The Report notes in Part C that disclosure by one smaller NRSRO regarding certain rating methodologies appears "weak", while public descriptions of its committee process and details about the number of analysts working on credit ratings appear to be "misleading". Overall disclosure could be improved, according to the Report. However, as no NRSRO is named in the Report, it is difficult to see how the market can react to these findings. Admittedly, with only three larger players, and a total of ten NRSROs in the US market, it may be unrealistic to call for complete transparency in the hopes that the markets will respond by punishing those CRAs with poor documentation procedures. Indeed, transparency is not the focus of Dodd-Frank. But the trend in the Report does appear to be to call for increased disclosure from the NRSROs themselves.
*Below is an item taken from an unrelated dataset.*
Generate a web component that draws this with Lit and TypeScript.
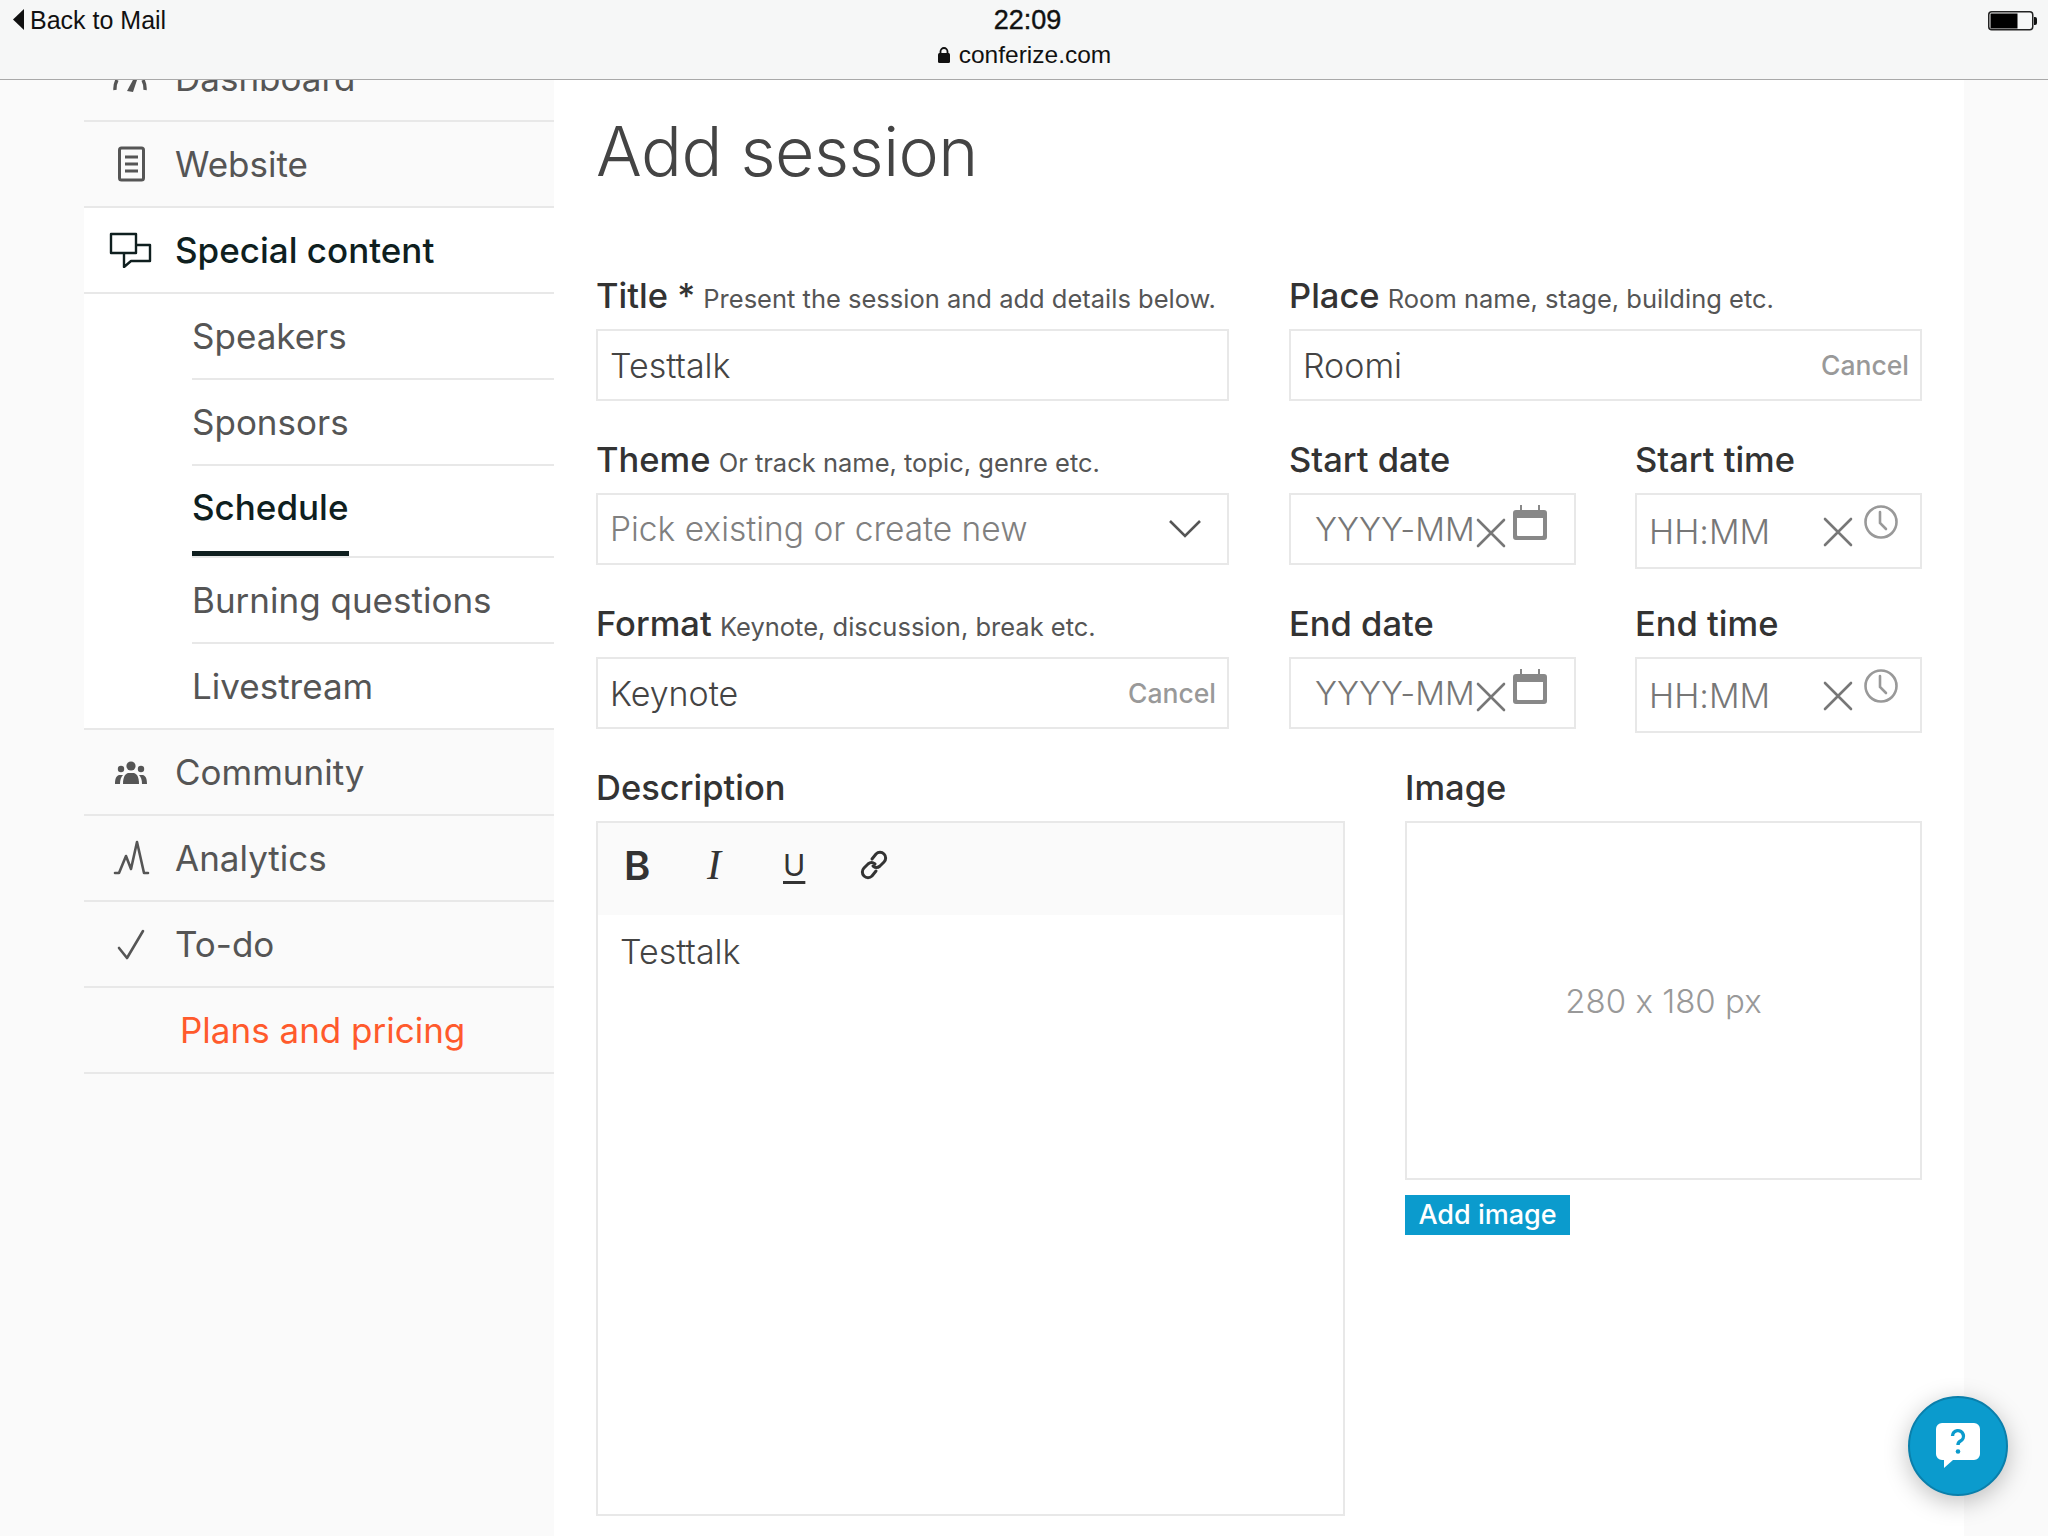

It seems a missed opportunity for this to be the same in the Staff Reports.
Finally, the Report gives no guidance on how to solve the interminable, and by now infamous, question of conflicts of interest in the ratings industry. Whether the issuer is a shareholder in the NRSRO or not, whether the rating is funded on the issuer-pay or subscriber-pay model, and whether the NRSRO employee holds securities in the issuer (or pays into a pension which holds them) all give rise to potentially material conflicts of interest. The latter is perhaps the simplest to address, but answers to all three remain tricky - and the subject of a future post.
The report notes that the staff made various recommendations to the NRSROs to address the staff’s concerns and that in some cases the NRSROs have already taken steps to address such concern, but the SEC believes that working with the CRAs without disclosing bad practices is the best way for these issues to be resolved. The report stresses that the "essential findings" set out are those of staff members who conducted the examinations, and do not constitute any expression of the Commission per se, nor do they constitute any "material regulatory deficiency", although they may form the base for such in the future.